- TASK STATEMENT
Reproduce every line of the listing as written, apart from the pictures.

- DATASET EXTRACT
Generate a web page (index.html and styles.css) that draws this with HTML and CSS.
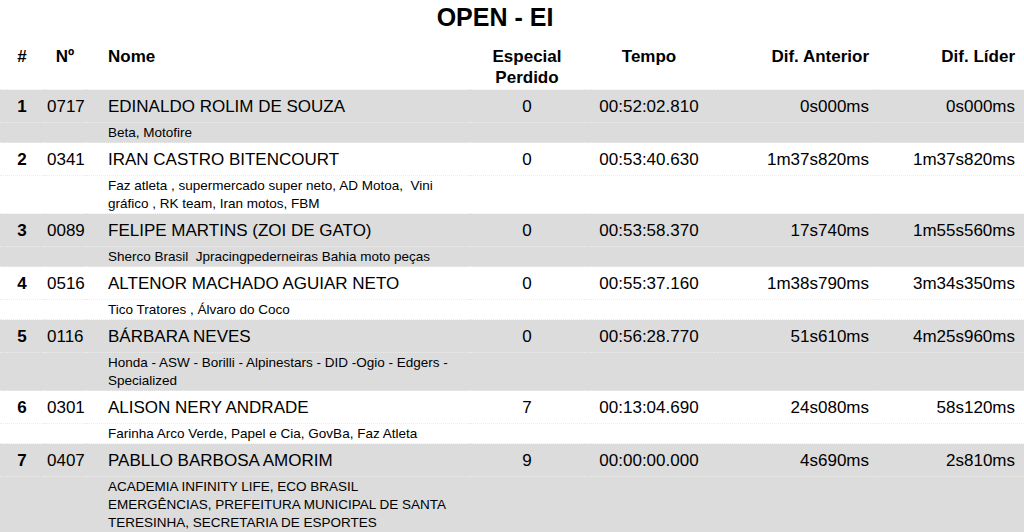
FILE: index.html
```html
<!DOCTYPE html>
<html lang="pt-BR">
<head>
<meta charset="utf-8">
<title>OPEN - EI</title>
<link rel="stylesheet" href="styles.css">
</head>
<body>
<h1 class="title">OPEN - EI</h1>
<table class="results">
  <colgroup>
    <col class="c-pos"><col class="c-num"><col class="c-name"><col class="c-esp"><col class="c-time"><col class="c-dif"><col class="c-lider">
  </colgroup>
  <thead>
    <tr>
      <th class="pos">#</th>
      <th class="num">Nº</th>
      <th class="name">Nome</th>
      <th class="esp">Especial Perdido</th>
      <th class="time">Tempo</th>
      <th class="dif">Dif. Anterior</th>
      <th class="lider">Dif. Líder</th>
    </tr>
  </thead>
  <tbody>
    <tr class="main odd">
      <td class="pos">1</td><td class="num">0717</td><td class="name">EDINALDO ROLIM DE SOUZA</td><td class="esp">0</td><td class="time">00:52:02.810</td><td class="dif">0s000ms</td><td class="lider">0s000ms</td>
    </tr>
    <tr class="sub odd">
      <td></td><td></td><td class="name">Beta, Motofire</td><td colspan="4"></td>
    </tr>
    <tr class="main">
      <td class="pos">2</td><td class="num">0341</td><td class="name">IRAN CASTRO BITENCOURT</td><td class="esp">0</td><td class="time">00:53:40.630</td><td class="dif">1m37s820ms</td><td class="lider">1m37s820ms</td>
    </tr>
    <tr class="sub">
      <td></td><td></td><td class="name">Faz atleta , supermercado super neto, AD Motoa,&nbsp; Vini gráfico , RK team, Iran motos, FBM</td><td colspan="4"></td>
    </tr>
    <tr class="main odd">
      <td class="pos">3</td><td class="num">0089</td><td class="name">FELIPE MARTINS (ZOI DE GATO)</td><td class="esp">0</td><td class="time">00:53:58.370</td><td class="dif">17s740ms</td><td class="lider">1m55s560ms</td>
    </tr>
    <tr class="sub odd">
      <td></td><td></td><td class="name">Sherco Brasil&nbsp; Jpracingpederneiras Bahia moto peças</td><td colspan="4"></td>
    </tr>
    <tr class="main">
      <td class="pos">4</td><td class="num">0516</td><td class="name">ALTENOR MACHADO AGUIAR NETO</td><td class="esp">0</td><td class="time">00:55:37.160</td><td class="dif">1m38s790ms</td><td class="lider">3m34s350ms</td>
    </tr>
    <tr class="sub">
      <td></td><td></td><td class="name">Tico Tratores , Álvaro do Coco</td><td colspan="4"></td>
    </tr>
    <tr class="main odd">
      <td class="pos">5</td><td class="num">0116</td><td class="name">BÁRBARA NEVES</td><td class="esp">0</td><td class="time">00:56:28.770</td><td class="dif">51s610ms</td><td class="lider">4m25s960ms</td>
    </tr>
    <tr class="sub odd">
      <td></td><td></td><td class="name">Honda - ASW - Borilli - Alpinestars - DID -Ogio - Edgers - Specialized</td><td colspan="4"></td>
    </tr>
    <tr class="main">
      <td class="pos">6</td><td class="num">0301</td><td class="name">ALISON NERY ANDRADE</td><td class="esp">7</td><td class="time">00:13:04.690</td><td class="dif">24s080ms</td><td class="lider">58s120ms</td>
    </tr>
    <tr class="sub">
      <td></td><td></td><td class="name">Farinha Arco Verde, Papel e Cia, GovBa, Faz Atleta</td><td colspan="4"></td>
    </tr>
    <tr class="main odd">
      <td class="pos">7</td><td class="num">0407</td><td class="name">PABLLO BARBOSA AMORIM</td><td class="esp">9</td><td class="time">00:00:00.000</td><td class="dif">4s690ms</td><td class="lider">2s810ms</td>
    </tr>
    <tr class="sub odd">
      <td></td><td></td><td class="name">ACADEMIA INFINITY LIFE, ECO BRASIL EMERGÊNCIAS, PREFEITURA MUNICIPAL DE SANTA TERESINHA, SECRETARIA DE ESPORTES</td><td colspan="4"></td>
    </tr>
  </tbody>
</table>
</body>
</html>
```

FILE: styles.css
```css
html, body {
  margin: 0;
  padding: 0;
  background: #ffffff;
  color: #000000;
  font-family: "Liberation Sans", Arial, Helvetica, sans-serif;
}

.title {
  margin: 0 0 9px 0;
  padding: 3px 34px 0 0;
  font-size: 25px;
  line-height: 28px;
  font-weight: bold;
  text-align: center;
}

.results {
  width: 100%;
  table-layout: fixed;
  border-collapse: collapse;
  border-spacing: 0;
}

.c-pos { width: 44px; }
.c-num { width: 42px; }
.c-name { width: 384px; }
.c-esp { width: 114px; }
.c-time { width: 130px; }
.c-dif { width: 163px; }
.c-lider { width: 147px; }

.results th {
  font-size: 17px;
  line-height: 21px;
  font-weight: bold;
  vertical-align: top;
  padding: 6px 8px 1px 8px;
}

.results td {
  padding: 0 8px;
}

.pos { text-align: center; }
.results td.pos { font-weight: bold; }
.num { text-align: center; }
.results td.num { text-align: left; padding-left: 3px; padding-right: 0; }
.results .name { text-align: left; padding-left: 22px; padding-right: 12px; }
.esp { text-align: center; }
.time { text-align: center; }
.results .dif { text-align: right; padding-right: 8px; }
.results .lider { text-align: right; padding-right: 9px; }

.main td {
  font-size: 17px;
  line-height: 20px;
  padding-top: 7px;
  padding-bottom: 5px;
  border-top: 1px dotted #ececec;
  vertical-align: top;
}

.sub td {
  font-size: 13.5px;
  line-height: 18px;
  padding-top: 1px;
  padding-bottom: 0;
  border-top: 1px dotted #ececec;
  vertical-align: top;
}

.odd {
  background: #dcdcdc;
}
```
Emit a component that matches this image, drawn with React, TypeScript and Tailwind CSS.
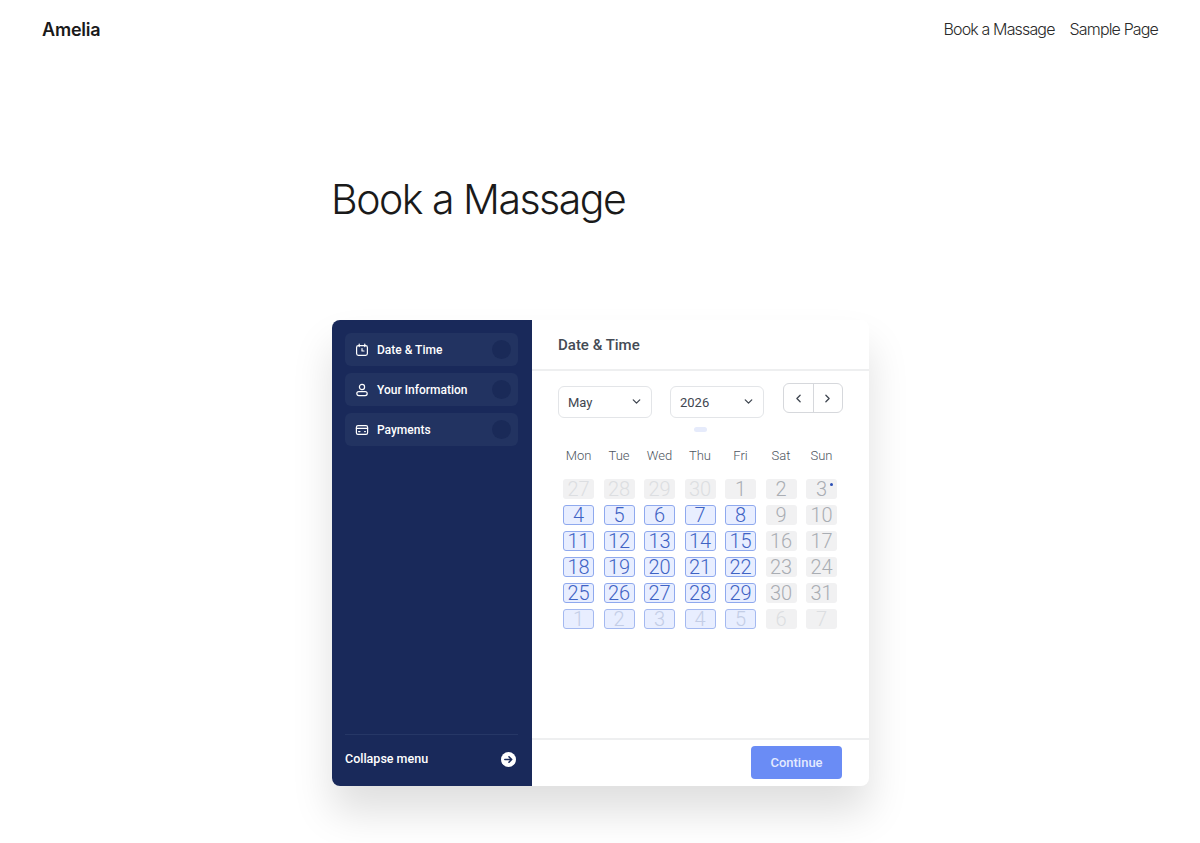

- ANSWER TO THIS PROBLEM
Generate a web page (index.html and styles.css) that draws this with HTML and CSS.
FILE: index.html
```html
<!DOCTYPE html>
<html lang="pt-BR">
<head>
<meta charset="utf-8">
<title>OPEN - EI</title>
<link rel="stylesheet" href="styles.css">
</head>
<body>
<h1 class="title">OPEN - EI</h1>
<table class="results">
  <colgroup>
    <col class="c-pos"><col class="c-num"><col class="c-name"><col class="c-esp"><col class="c-time"><col class="c-dif"><col class="c-lider">
  </colgroup>
  <thead>
    <tr>
      <th class="pos">#</th>
      <th class="num">Nº</th>
      <th class="name">Nome</th>
      <th class="esp">Especial Perdido</th>
      <th class="time">Tempo</th>
      <th class="dif">Dif. Anterior</th>
      <th class="lider">Dif. Líder</th>
    </tr>
  </thead>
  <tbody>
    <tr class="main odd">
      <td class="pos">1</td><td class="num">0717</td><td class="name">EDINALDO ROLIM DE SOUZA</td><td class="esp">0</td><td class="time">00:52:02.810</td><td class="dif">0s000ms</td><td class="lider">0s000ms</td>
    </tr>
    <tr class="sub odd">
      <td></td><td></td><td class="name">Beta, Motofire</td><td colspan="4"></td>
    </tr>
    <tr class="main">
      <td class="pos">2</td><td class="num">0341</td><td class="name">IRAN CASTRO BITENCOURT</td><td class="esp">0</td><td class="time">00:53:40.630</td><td class="dif">1m37s820ms</td><td class="lider">1m37s820ms</td>
    </tr>
    <tr class="sub">
      <td></td><td></td><td class="name">Faz atleta , supermercado super neto, AD Motoa,&nbsp; Vini gráfico , RK team, Iran motos, FBM</td><td colspan="4"></td>
    </tr>
    <tr class="main odd">
      <td class="pos">3</td><td class="num">0089</td><td class="name">FELIPE MARTINS (ZOI DE GATO)</td><td class="esp">0</td><td class="time">00:53:58.370</td><td class="dif">17s740ms</td><td class="lider">1m55s560ms</td>
    </tr>
    <tr class="sub odd">
      <td></td><td></td><td class="name">Sherco Brasil&nbsp; Jpracingpederneiras Bahia moto peças</td><td colspan="4"></td>
    </tr>
    <tr class="main">
      <td class="pos">4</td><td class="num">0516</td><td class="name">ALTENOR MACHADO AGUIAR NETO</td><td class="esp">0</td><td class="time">00:55:37.160</td><td class="dif">1m38s790ms</td><td class="lider">3m34s350ms</td>
    </tr>
    <tr class="sub">
      <td></td><td></td><td class="name">Tico Tratores , Álvaro do Coco</td><td colspan="4"></td>
    </tr>
    <tr class="main odd">
      <td class="pos">5</td><td class="num">0116</td><td class="name">BÁRBARA NEVES</td><td class="esp">0</td><td class="time">00:56:28.770</td><td class="dif">51s610ms</td><td class="lider">4m25s960ms</td>
    </tr>
    <tr class="sub odd">
      <td></td><td></td><td class="name">Honda - ASW - Borilli - Alpinestars - DID -Ogio - Edgers - Specialized</td><td colspan="4"></td>
    </tr>
    <tr class="main">
      <td class="pos">6</td><td class="num">0301</td><td class="name">ALISON NERY ANDRADE</td><td class="esp">7</td><td class="time">00:13:04.690</td><td class="dif">24s080ms</td><td class="lider">58s120ms</td>
    </tr>
    <tr class="sub">
      <td></td><td></td><td class="name">Farinha Arco Verde, Papel e Cia, GovBa, Faz Atleta</td><td colspan="4"></td>
    </tr>
    <tr class="main odd">
      <td class="pos">7</td><td class="num">0407</td><td class="name">PABLLO BARBOSA AMORIM</td><td class="esp">9</td><td class="time">00:00:00.000</td><td class="dif">4s690ms</td><td class="lider">2s810ms</td>
    </tr>
    <tr class="sub odd">
      <td></td><td></td><td class="name">ACADEMIA INFINITY LIFE, ECO BRASIL EMERGÊNCIAS, PREFEITURA MUNICIPAL DE SANTA TERESINHA, SECRETARIA DE ESPORTES</td><td colspan="4"></td>
    </tr>
  </tbody>
</table>
</body>
</html>
```

FILE: styles.css
```css
html, body {
  margin: 0;
  padding: 0;
  background: #ffffff;
  color: #000000;
  font-family: "Liberation Sans", Arial, Helvetica, sans-serif;
}

.title {
  margin: 0 0 9px 0;
  padding: 3px 34px 0 0;
  font-size: 25px;
  line-height: 28px;
  font-weight: bold;
  text-align: center;
}

.results {
  width: 100%;
  table-layout: fixed;
  border-collapse: collapse;
  border-spacing: 0;
}

.c-pos { width: 44px; }
.c-num { width: 42px; }
.c-name { width: 384px; }
.c-esp { width: 114px; }
.c-time { width: 130px; }
.c-dif { width: 163px; }
.c-lider { width: 147px; }

.results th {
  font-size: 17px;
  line-height: 21px;
  font-weight: bold;
  vertical-align: top;
  padding: 6px 8px 1px 8px;
}

.results td {
  padding: 0 8px;
}

.pos { text-align: center; }
.results td.pos { font-weight: bold; }
.num { text-align: center; }
.results td.num { text-align: left; padding-left: 3px; padding-right: 0; }
.results .name { text-align: left; padding-left: 22px; padding-right: 12px; }
.esp { text-align: center; }
.time { text-align: center; }
.results .dif { text-align: right; padding-right: 8px; }
.results .lider { text-align: right; padding-right: 9px; }

.main td {
  font-size: 17px;
  line-height: 20px;
  padding-top: 7px;
  padding-bottom: 5px;
  border-top: 1px dotted #ececec;
  vertical-align: top;
}

.sub td {
  font-size: 13.5px;
  line-height: 18px;
  padding-top: 1px;
  padding-bottom: 0;
  border-top: 1px dotted #ececec;
  vertical-align: top;
}

.odd {
  background: #dcdcdc;
}
```
Emit a component that matches this image, drawn with React, TypeScript and Tailwind CSS.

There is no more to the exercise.